BASIC SAMPLE.TXT or BASIC CLOWNS.TXT

muflash.com

This is a little utility that can re-flash the on-board ROM.

Usage:  muflash <filename>

  Flash the onboard ROM of the MSX MUSIC Module
    filename
      The file name of image to flash

Updating the rom image

You can naturally re-flash the SST39SF040 ROM chips using your favourite external programmer such as the TL866II Plus programmer.

Or you can use the inherent capabilities of the MSX-MUSIC module to update its own image using the muflash.com MSX-DOS utility.

To update the image on the ROM to a later version – follow these steps:

  1. Download (or assembly your own version) from the github’s release page, https://github.com/dinoboards/yellow-msx-series-for-rc2014/releases, the file msx-rc2014-XX-XX-XX.zip
  2. Extract the rcmusic.rom and muflash.com files from this zip file
  3. Copy the rcmusic.rom and muflash.com files to your system (Compact Flash or via serial to RAMDISK)
  4. At the MSX-DOS prompt - run the command muflash rcmusic.rom
  5. Reboot your machine.
  6. The new version of MSX-MUSIC rom will now be active.

Using as a SST39SF040 programmer.

Although it is technically possible with the latest revision of the MSX-Memory module to flash a new version of the ROM image, the problem is if something goes wrong during flashing, you may end up with a ROM image that does not boot.

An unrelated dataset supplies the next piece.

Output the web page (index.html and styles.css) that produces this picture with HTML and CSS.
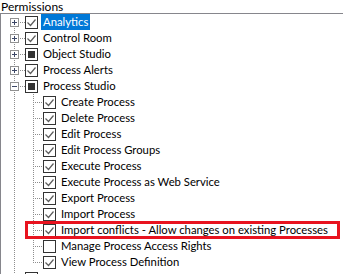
FILE: index.html
```html
<!DOCTYPE html>
<html lang="en">
<head>
    <meta charset="UTF-8">
    <title>Permissions</title>
    <link rel="stylesheet" href="styles.css">
</head>
<body>
    <svg class="defs" width="0" height="0">
        <symbol id="plus" viewBox="0 0 9 9">
            <rect x="0.5" y="0.5" width="8" height="8" fill="#fff" stroke="#919191"/>
            <path d="M2 4.5h5M4.5 2v5" stroke="#3c4766"/>
        </symbol>
        <symbol id="minus" viewBox="0 0 9 9">
            <rect x="0.5" y="0.5" width="8" height="8" fill="#fff" stroke="#919191"/>
            <path d="M2 4.5h5" stroke="#3c4766"/>
        </symbol>
        <symbol id="on" viewBox="0 0 13 13">
            <rect x="0.5" y="0.5" width="12" height="12" fill="#fff" stroke="#333"/>
            <path d="M2.5 6.5l3 3l5-6" fill="none" stroke="#5c5c5c" stroke-width="1.2"/>
        </symbol>
        <symbol id="off" viewBox="0 0 13 13">
            <rect x="0.5" y="0.5" width="12" height="12" fill="#fff" stroke="#333"/>
        </symbol>
        <symbol id="part" viewBox="0 0 13 13">
            <rect x="0.5" y="0.5" width="12" height="12" fill="#fff" stroke="#333"/>
            <rect x="3" y="3" width="7" height="7" fill="#333"/>
        </symbol>
    </svg>

    <div class="head">Permissions</div>
    <div class="tree">
        <!-- top level -->
        <div class="row">
            <span class="g0 first"><svg class="exp"><use href="#plus"/></svg></span>
            <svg class="chk"><use href="#on"/></svg>
            <span class="label sel">Analytics</span>
        </div>
        <div class="row">
            <span class="g0 branch"><svg class="exp"><use href="#plus"/></svg></span>
            <svg class="chk"><use href="#on"/></svg>
            <span class="label">Control Room</span>
        </div>
        <div class="row">
            <span class="g0 branch"><svg class="exp"><use href="#plus"/></svg></span>
            <svg class="chk"><use href="#part"/></svg>
            <span class="label">Object Studio</span>
        </div>
        <div class="row">
            <span class="g0 branch"><svg class="exp"><use href="#plus"/></svg></span>
            <svg class="chk"><use href="#on"/></svg>
            <span class="label">Process Alerts</span>
        </div>
        <div class="row">
            <span class="g0 branch"><svg class="exp"><use href="#minus"/></svg></span>
            <svg class="chk"><use href="#part"/></svg>
            <span class="label">Process Studio</span>
        </div>

        <!-- Process Studio children -->
        <div class="row">
            <span class="g0"></span><span class="g1"></span>
            <svg class="chk"><use href="#on"/></svg>
            <span class="label">Create Process</span>
        </div>
        <div class="row">
            <span class="g0"></span><span class="g1"></span>
            <svg class="chk"><use href="#on"/></svg>
            <span class="label">Delete Process</span>
        </div>
        <div class="row">
            <span class="g0"></span><span class="g1"></span>
            <svg class="chk"><use href="#on"/></svg>
            <span class="label">Edit Process</span>
        </div>
        <div class="row">
            <span class="g0"></span><span class="g1"></span>
            <svg class="chk"><use href="#on"/></svg>
            <span class="label">Edit Process Groups</span>
        </div>
        <div class="row">
            <span class="g0"></span><span class="g1"></span>
            <svg class="chk"><use href="#on"/></svg>
            <span class="label">Execute Process</span>
        </div>
        <div class="row">
            <span class="g0"></span><span class="g1"></span>
            <svg class="chk"><use href="#on"/></svg>
            <span class="label">Execute Process as Web Service</span>
        </div>
        <div class="row">
            <span class="g0"></span><span class="g1"></span>
            <svg class="chk"><use href="#on"/></svg>
            <span class="label">Export Process</span>
        </div>
        <div class="row">
            <span class="g0"></span><span class="g1"></span>
            <svg class="chk"><use href="#on"/></svg>
            <span class="label">Import Process</span>
        </div>
        <div class="row marked">
            <span class="g0"></span><span class="g1"></span>
            <svg class="chk"><use href="#on"/></svg>
            <span class="label">Import conflicts - Allow changes on existing Processes</span>
        </div>
        <div class="row">
            <span class="g0"></span><span class="g1"></span>
            <svg class="chk"><use href="#off"/></svg>
            <span class="label">Manage Process Access Rights</span>
        </div>
        <div class="row">
            <span class="g0"></span><span class="g1 last"></span>
            <svg class="chk"><use href="#on"/></svg>
            <span class="label">View Process Definition</span>
        </div>

        <!-- next top level item, only its checkbox top shows -->
        <div class="row">
            <span class="g0"></span>
            <svg class="chk"><use href="#off"/></svg>
        </div>
    </div>
</body>
</html>
```

FILE: styles.css
```css
body {
    margin: 0;
    background: #fff;
    font-family: Lato, "Liberation Sans", sans-serif;
    font-size: 11.3px;
    color: #000;
    overflow: hidden;
}
.defs {
    display: block;
    width: 0;
    height: 0;
}
.head {
    height: 13px;
    line-height: 13px;
    padding-left: 1px;
    font-size: 12px;
    border-bottom: 1px solid #86868c;
}
.tree {
    border-left: 1px solid #86868c;
    height: 260px;
}
.row {
    display: flex;
    height: 16px;
    align-items: flex-start;
    white-space: nowrap;
}

/* dotted tree guides */
.g0 {
    flex: none;
    display: flex;
    width: 24px;
    height: 16px;
    background-image: repeating-linear-gradient(to bottom, #8e8e8e 0 1px, transparent 1px 2px);
    background-size: 1px 16px;
    background-position: 13px 0;
    background-repeat: no-repeat;
}
.g0.branch,
.g0.first {
    background-image:
        repeating-linear-gradient(to right, #8e8e8e 0 1px, transparent 1px 2px),
        repeating-linear-gradient(to bottom, #8e8e8e 0 1px, transparent 1px 2px);
    background-size: 11px 1px, 1px 16px;
    background-position: 13px 8px, 13px 0;
}
.g0.first {
    background-size: 11px 1px, 1px 8px;
    background-position: 13px 8px, 13px 8px;
}
.g1 {
    flex: none;
    width: 18px;
    height: 16px;
    background-image:
        repeating-linear-gradient(to right, #8e8e8e 0 1px, transparent 1px 2px),
        repeating-linear-gradient(to bottom, #8e8e8e 0 1px, transparent 1px 2px);
    background-size: 10px 1px, 1px 16px;
    background-position: 8px 8px, 8px 0;
    background-repeat: no-repeat;
}
.g1.last {
    background-size: 10px 1px, 1px 9px;
}
.exp {
    width: 9px;
    height: 9px;
    margin: 4px 0 0 9px;
}
.chk {
    flex: none;
    width: 13px;
    height: 13px;
    margin-top: 2px;
}
.label {
    margin-left: 3px;
    padding: 0 2px;
    line-height: 16px;
    height: 16px;
}
.label.sel {
    background: #0078d7;
    color: #fff;
}

/* red annotation box */
.marked {
    position: relative;
}
.marked::after {
    content: "";
    position: absolute;
    left: 24px;
    right: 3px;
    top: -1px;
    bottom: -1px;
    border: 3px solid #e8131f;
}
```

By using the flashing capability of the MSX-MUSIC module, and swapping the ROM chips you can safely update your MSX-Memory rom image.

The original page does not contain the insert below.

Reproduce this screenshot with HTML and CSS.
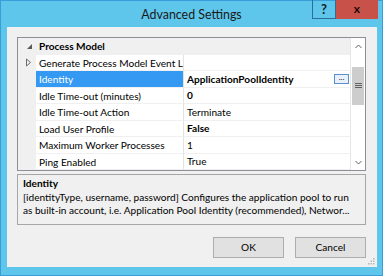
FILE: index.html
```html
<!DOCTYPE html>
<html>
<head>
<meta charset="utf-8">
<link rel="stylesheet" href="styles.css">
</head>
<body>
<div class="window">
  <div class="titlebar">
    <span></span>
    <span class="title">Advanced Settings</span>
    <div class="caption">
      <span class="cap-help">?</span>
      <span class="cap-close">x</span>
    </div>
  </div>
  <div class="client">
    <div class="grid">
      <div class="rows">
        <div class="row cat">
          <span class="gutter"><svg width="7" height="7" viewBox="0 0 7 7"><path d="M6 1 L6 6 L1 6 Z" fill="#595959"/></svg></span>
          <span class="name">Process Model</span>
        </div>
        <div class="row">
          <span class="gutter"><svg width="7" height="9" viewBox="0 0 7 9"><path d="M1.5 1 L5.5 4.5 L1.5 8 Z" fill="none" stroke="#6b6b6b" stroke-width="1"/></svg></span>
          <span class="name">Generate Process Model Event L</span>
          <span class="value"></span>
        </div>
        <div class="row sel">
          <span class="gutter"></span>
          <span class="name">Identity</span>
          <span class="value bold">ApplicationPoolIdentity<span class="dots">...</span></span>
        </div>
        <div class="row">
          <span class="gutter"></span>
          <span class="name">Idle Time-out (minutes)</span>
          <span class="value bold">0</span>
        </div>
        <div class="row">
          <span class="gutter"></span>
          <span class="name">Idle Time-out Action</span>
          <span class="value">Terminate</span>
        </div>
        <div class="row">
          <span class="gutter"></span>
          <span class="name">Load User Profile</span>
          <span class="value bold">False</span>
        </div>
        <div class="row">
          <span class="gutter"></span>
          <span class="name">Maximum Worker Processes</span>
          <span class="value">1</span>
        </div>
        <div class="row">
          <span class="gutter"></span>
          <span class="name">Ping Enabled</span>
          <span class="value">True</span>
        </div>
      </div>
      <div class="scrollbar">
        <span class="arrow"><svg width="7" height="5" viewBox="0 0 7 5"><path d="M0.5 4 L3.5 1 L6.5 4" fill="none" stroke="#606060" stroke-width="1"/></svg></span>
        <div class="track">
          <div class="thumb"><svg width="7" height="6" viewBox="0 0 7 6"><path d="M0 0.5 H7 M0 2.5 H7 M0 4.5 H7" stroke="#606060" stroke-width="1"/></svg></div>
        </div>
        <span class="arrow"><svg width="7" height="5" viewBox="0 0 7 5"><path d="M0.5 1 L3.5 4 L6.5 1" fill="none" stroke="#606060" stroke-width="1"/></svg></span>
      </div>
    </div>
    <div class="desc">
      <div class="desc-title">Identity</div>
      <div class="desc-text">[identityType, username, password] Configures the application pool to run<br>as built-in account, i.e. Application Pool Identity (recommended), Networ...</div>
    </div>
    <div class="buttons">
      <span class="btn">OK</span>
      <span class="btn">Cancel</span>
    </div>
    <div class="grip"><svg width="7" height="7" viewBox="0 0 7 7"><g fill="#b8b8b8"><rect x="5" y="0" width="1.5" height="1.5"/><rect x="2.5" y="2.5" width="1.5" height="1.5"/><rect x="5" y="2.5" width="1.5" height="1.5"/><rect x="0" y="5" width="1.5" height="1.5"/><rect x="2.5" y="5" width="1.5" height="1.5"/><rect x="5" y="5" width="1.5" height="1.5"/></g></svg></div>
  </div>
</div>
</body>
</html>
```

FILE: styles.css
```css
html, body {
  margin: 0;
  padding: 0;
}
body {
  font-family: "Lato", "Noto Sans", sans-serif;
  font-size: 10.1px;
  color: #000;
}
.window {
  width: 383px;
  height: 276px;
  box-sizing: border-box;
  background: #5ec6eb;
  border: 1px solid #3a9dda;
  display: flex;
  flex-direction: column;
}
.titlebar {
  height: 26px;
  display: grid;
  grid-template-columns: 1fr auto 1fr;
  align-items: start;
}
.title {
  font-size: 12.4px;
  color: #1a1a1a;
  line-height: 27px;
}
.caption {
  display: flex;
  justify-content: flex-end;
  margin-top: -1px;
  margin-right: 4px;
}
.cap-help {
  width: 22px;
  height: 18px;
  border: 1px solid #2b6f99;
  border-top: none;
  box-sizing: content-box;
  text-align: center;
  font-weight: bold;
  font-size: 13px;
  line-height: 18px;
  color: #0e1b26;
}
.cap-close {
  width: 42px;
  height: 19px;
  background: #c8514a;
  text-align: center;
  font-weight: bold;
  font-size: 12px;
  line-height: 17px;
  color: #1a0a08;
}
.client {
  flex: 1;
  margin: 0 5px 8px 6px;
  background: #f0f0f0;
  padding: 10px 11px 0 10px;
  display: flex;
  flex-direction: column;
  position: relative;
}
.grid {
  height: 134px;
  box-sizing: border-box;
  border: 1px solid #8c8f95;
  background: #fff;
  display: flex;
}
.rows {
  flex: 1;
  display: flex;
  flex-direction: column;
}
.row {
  height: 16.5px;
  display: flex;
  align-items: stretch;
  line-height: 16px;
  white-space: nowrap;
}
.gutter {
  width: 18px;
  flex: none;
  background: #f0f0f0;
  display: flex;
  align-items: center;
  justify-content: flex-end;
  padding-right: 4px;
  box-sizing: border-box;
}
.name {
  width: 148px;
  flex: none;
  padding-left: 3px;
  box-sizing: border-box;
  border-right: 1px solid #e3e3e3;
  border-bottom: 1px solid #f0f0f0;
  overflow: hidden;
}
.value {
  flex: 1;
  padding-left: 3px;
  border-bottom: 1px solid #f0f0f0;
  display: flex;
  align-items: center;
  justify-content: space-between;
}
.cat {
  background: #f0f0f0;
}
.cat .name {
  font-weight: bold;
  border: none;
  width: auto;
  padding-left: 3px;
}
.cat .gutter {
  padding-right: 3px;
}
.sel .name {
  background: #3399f3;
  color: #fff;
}
.bold {
  font-weight: bold;
}
.dots {
  width: 13px;
  height: 8px;
  border: 1px solid #5a8fd0;
  background: #e8f1fb;
  margin-right: 1px;
  font-weight: normal;
  font-size: 8px;
  line-height: 4px;
  text-align: center;
  color: #222;
}
.scrollbar {
  width: 14px;
  flex: none;
  background: #f0f0f0;
  border-left: 1px solid #e6e6e6;
  display: flex;
  flex-direction: column;
}
.arrow {
  height: 16px;
  display: flex;
  align-items: center;
  justify-content: center;
  background: #fff;
}
.track {
  flex: 1;
  padding-top: 13px;
  background: #fff;
}
.thumb {
  height: 38px;
  margin: 0 1px;
  background: #cdcdcd;
  display: flex;
  align-items: center;
  justify-content: center;
}
.desc {
  margin-top: 3px;
  height: 51px;
  box-sizing: border-box;
  border: 1px solid #a6a6a6;
  padding: 2px 5px;
}
.desc-title {
  font-weight: bold;
  line-height: 13px;
}
.desc-text {
  line-height: 12.5px;
  margin-top: 1px;
  white-space: nowrap;
}
.buttons {
  margin-top: 12px;
  display: flex;
  justify-content: flex-end;
  gap: 11px;
}
.btn {
  width: 71px;
  height: 21px;
  box-sizing: border-box;
  border: 1px solid #adadad;
  background: #e1e1e1;
  text-align: center;
  line-height: 19px;
}
.grip {
  position: absolute;
  right: 2px;
  bottom: 2px;
  line-height: 0;
}
```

To do this process, the Compact Flash module (or some other storage solution) is required. The RAMDISK is not large enough to perform this process.

To perform a MSX-Memory ROM update using the MSX-MUSIC flashing capability, following these steps:

  1. Download (or assemble your own version) from the github’s release page, https://github.com/dinoboards/yellow-msx-series-for-rc2014/releases, the file msx-rc2014-XX-XX-XX.zip
  2. Extract the muflash.com and the rom image you would like to apply to your MSX-Memory system (eg: msxsyssrc-rc2014-japan-with-rtc.rom)
  3. Copy the ROM image to your Compact Flash card (renaming to 8.3 file name eg: msxjapan.rom)
  4. From the MSX-DOS prompt run the command muflash msxjapan.rom
  5. Power off your system, and swap the SST39SF040 ROM chips between the MSX-Memory and MSX-MUSIC modules
  6. Reboot. Your system should now be running the desired image.
  7. If it fails to boot, simply swap the ROM’s back to restore your system.
  8. If flashing was successful, you can following the process above to now flash the MSX-MUSIC rom

FAQ

My RC2014 does not boot with the MSX-MUSIC module installed. What might be the problem?

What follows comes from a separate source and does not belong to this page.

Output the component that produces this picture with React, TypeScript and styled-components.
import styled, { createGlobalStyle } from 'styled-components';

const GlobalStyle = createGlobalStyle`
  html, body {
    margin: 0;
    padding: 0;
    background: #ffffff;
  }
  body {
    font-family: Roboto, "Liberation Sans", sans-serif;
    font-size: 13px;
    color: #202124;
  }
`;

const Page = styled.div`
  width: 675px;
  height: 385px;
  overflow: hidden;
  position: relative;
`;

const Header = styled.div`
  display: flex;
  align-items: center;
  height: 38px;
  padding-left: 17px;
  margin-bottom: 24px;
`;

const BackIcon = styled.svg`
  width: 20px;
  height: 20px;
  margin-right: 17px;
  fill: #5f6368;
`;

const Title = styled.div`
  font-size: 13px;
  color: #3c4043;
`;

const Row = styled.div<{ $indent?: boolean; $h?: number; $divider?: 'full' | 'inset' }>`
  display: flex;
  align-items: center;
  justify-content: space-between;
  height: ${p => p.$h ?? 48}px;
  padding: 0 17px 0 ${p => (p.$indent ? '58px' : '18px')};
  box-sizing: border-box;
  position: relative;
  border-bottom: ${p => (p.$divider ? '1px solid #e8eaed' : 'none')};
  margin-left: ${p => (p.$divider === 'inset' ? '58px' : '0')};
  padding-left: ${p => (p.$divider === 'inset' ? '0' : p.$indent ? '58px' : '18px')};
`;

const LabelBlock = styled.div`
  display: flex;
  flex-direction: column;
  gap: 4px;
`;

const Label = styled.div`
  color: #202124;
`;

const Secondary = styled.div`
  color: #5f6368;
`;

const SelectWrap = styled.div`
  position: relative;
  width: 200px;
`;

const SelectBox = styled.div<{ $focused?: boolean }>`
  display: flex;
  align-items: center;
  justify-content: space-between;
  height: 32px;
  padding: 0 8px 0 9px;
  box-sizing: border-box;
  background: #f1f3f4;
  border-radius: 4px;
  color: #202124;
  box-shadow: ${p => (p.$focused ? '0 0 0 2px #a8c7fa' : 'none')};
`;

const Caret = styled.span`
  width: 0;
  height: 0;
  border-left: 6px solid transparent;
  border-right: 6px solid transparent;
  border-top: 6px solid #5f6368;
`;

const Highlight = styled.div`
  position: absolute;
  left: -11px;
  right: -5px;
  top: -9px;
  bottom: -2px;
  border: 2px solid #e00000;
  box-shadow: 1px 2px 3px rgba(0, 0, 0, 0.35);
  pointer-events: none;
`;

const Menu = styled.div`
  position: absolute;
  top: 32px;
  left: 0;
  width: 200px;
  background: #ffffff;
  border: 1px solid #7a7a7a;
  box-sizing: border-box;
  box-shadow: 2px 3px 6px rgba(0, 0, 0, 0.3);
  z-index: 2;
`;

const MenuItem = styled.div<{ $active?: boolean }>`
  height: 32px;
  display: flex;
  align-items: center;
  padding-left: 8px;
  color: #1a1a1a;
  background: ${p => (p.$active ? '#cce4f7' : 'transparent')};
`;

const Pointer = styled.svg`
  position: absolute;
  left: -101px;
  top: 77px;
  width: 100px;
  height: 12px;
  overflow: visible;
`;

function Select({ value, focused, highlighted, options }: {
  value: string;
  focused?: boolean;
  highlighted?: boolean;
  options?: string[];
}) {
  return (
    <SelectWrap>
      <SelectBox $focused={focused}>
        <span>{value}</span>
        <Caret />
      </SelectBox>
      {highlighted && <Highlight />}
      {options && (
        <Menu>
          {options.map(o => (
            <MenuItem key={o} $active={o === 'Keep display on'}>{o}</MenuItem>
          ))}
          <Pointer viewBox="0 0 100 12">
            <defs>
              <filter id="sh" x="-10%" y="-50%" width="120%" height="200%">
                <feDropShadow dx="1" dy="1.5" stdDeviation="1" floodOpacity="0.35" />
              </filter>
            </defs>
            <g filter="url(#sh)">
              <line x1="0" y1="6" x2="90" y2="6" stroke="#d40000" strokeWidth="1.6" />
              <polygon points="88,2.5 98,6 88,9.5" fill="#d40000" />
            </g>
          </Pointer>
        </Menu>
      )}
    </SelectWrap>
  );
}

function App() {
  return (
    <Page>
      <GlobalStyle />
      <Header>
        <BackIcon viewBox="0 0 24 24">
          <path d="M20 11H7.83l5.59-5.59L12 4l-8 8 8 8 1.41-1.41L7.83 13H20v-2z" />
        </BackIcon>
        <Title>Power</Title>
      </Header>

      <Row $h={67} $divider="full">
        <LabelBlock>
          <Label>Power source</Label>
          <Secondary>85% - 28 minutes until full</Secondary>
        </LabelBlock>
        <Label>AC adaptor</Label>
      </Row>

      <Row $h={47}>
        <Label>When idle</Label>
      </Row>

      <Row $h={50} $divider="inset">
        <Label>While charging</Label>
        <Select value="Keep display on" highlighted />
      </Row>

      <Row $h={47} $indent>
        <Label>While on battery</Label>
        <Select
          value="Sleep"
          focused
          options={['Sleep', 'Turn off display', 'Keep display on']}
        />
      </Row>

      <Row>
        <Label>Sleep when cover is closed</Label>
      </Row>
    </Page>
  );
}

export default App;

Try removing the ROM chip from the module, if it boots up and you can play music with VGMPLAY application, then you may have forgotten to map the SLT3-1 signal from the main memory board.

How does this board and the GAME work together?

The MSX-MUSIC module can mix in the audio output of the GAME module. Connect a jumper from the 2 pin audio output connection of the GAME to the MUSIC module. Make sure you get polarity correct - GND to GND. The 3.5mm output of the GAME need not be used. Plug your speaker into the MSX-MUSIC’s 3.5mm socket.

Why do I hear some background noises from the MSX-MUSIC module?

The noise from nearby digital circuits of your RC2014 will be picked up and amplified by this module. If you are running the ESP8266 module, that is particularly noisy. You should find though, that once playing music the background noise is not too noticeable.

Images

Schematics

Disclaimer

Please note that this is a kit, produced by a non-expert (me) for hackers, DIYers’ and retro lovers, to tinker with. Please exercise caution and follow good safety practices. You will be working with sharp knives, a hot soldering iron, and small metal components. Be mindful of the risks involved in the build process. I will do my best to answer any questions you may have.

This kit is provided as-is, with no guarantees or warranties. By assembling and using this kit, you acknowledge that you do so at your own risk. The creator cannot be held responsible for any damage, injury, or loss that may occur during the assembly or operation of this kit.